Thursday, March 15, 2007

Insomnia


Last night I couldn't sleep so at about two in the morning I took three Advil PM's and my other meds and tried to sleep. Hubby was sound asleep and his snoring mocked me. I look over at him and his mouth is wide open and I think "Gee, I love this big pain in the butt." I get closer to him and smell his shirt, it's a cozy familiar smell that makes me feel secure. He moves a bit and with his eyes closed he pulls me over to him and I pull away because I'm not ready to sleep yet.
The wind is moving the curtains in my room and the breeze feels cool at first but then it gets too cold and I get up and put a sweatshirt on but I'm still cold. I get closer to hubby and put my cold feet on his very warm feet and they feel better but I am still cold. I look at the clock it is close to three. I close my eyes tight and try to keep my mind at ease, try to avoid thinking too much . I fall asleep.
After a while the familiar feeling is rising in my esophagus and I quickly get up. I'm choking again. I run to the bathroom and try to vomit. I wash up and go back to bed and try no to fall asleep because I will choke again if I lie down. I sit up and eventually fall asleep with 4 pillows behind me.
The phone rings at 10:30 this morning the Advil Pm is still in affect. I pick up the phone and it's a friend I havent spoken to in a while.
Hello
Hey
Who's this?
Has it been so many years you don't recognize my voice?
(I recognize her voice)
I hang up, turn and go back to sleep. I don't care.
She'll call back and I'll tell her I was too sleepy to talk.
I can't go back to sleep because I feel guilty that I hung up on her.

I never hang up on anyone...well...maybe that one other time.
I get up resentful of the interruption and am quickly attacked by my famished cat.
I stumble to the kitchen cupboard, no cat food!!!
I go to the fridge and pour some milk into his bowl , that ought to hold him.
I throw myself on the sofa and turn on channel seven, Rachel Ray is wrapping up , she is so...very animated
She looks at the camera and waves "See you when I see you!" Credits roll. It's over. I watch The View and listen to the hot topics and get all huffy when I hear the ladies. One panelists says after a debate on torture tactics by Americans in Guantanemo Bay, "Our country is better than others, anyway."
What!!!???
I get up and ignore the cackling hens. I am irritable and apologetic. I need to pray and for some odd reason I am avoiding it.

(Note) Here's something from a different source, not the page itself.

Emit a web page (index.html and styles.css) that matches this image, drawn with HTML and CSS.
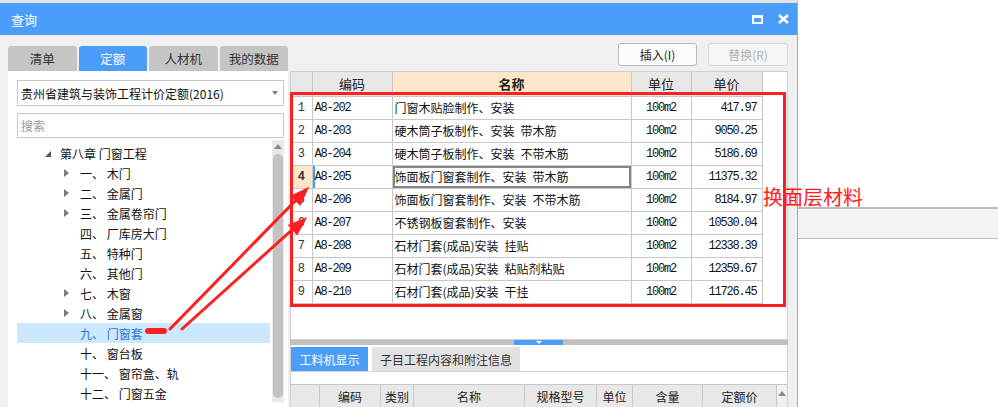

As we all do, we procrastinate when we know that the only reason we are restless and cranky and can't sleep is because we need to pray.

After brushing my teeth with a new toothpaste, mmm pleasant., I make myself a cup of hot cocoa then surf the net, looking up W*ndows V*sta complaints, pages and pages of links on the pain in the neck of W*ndows V*sta.
This is my morning.
I bet your lives are more complete after this play by play.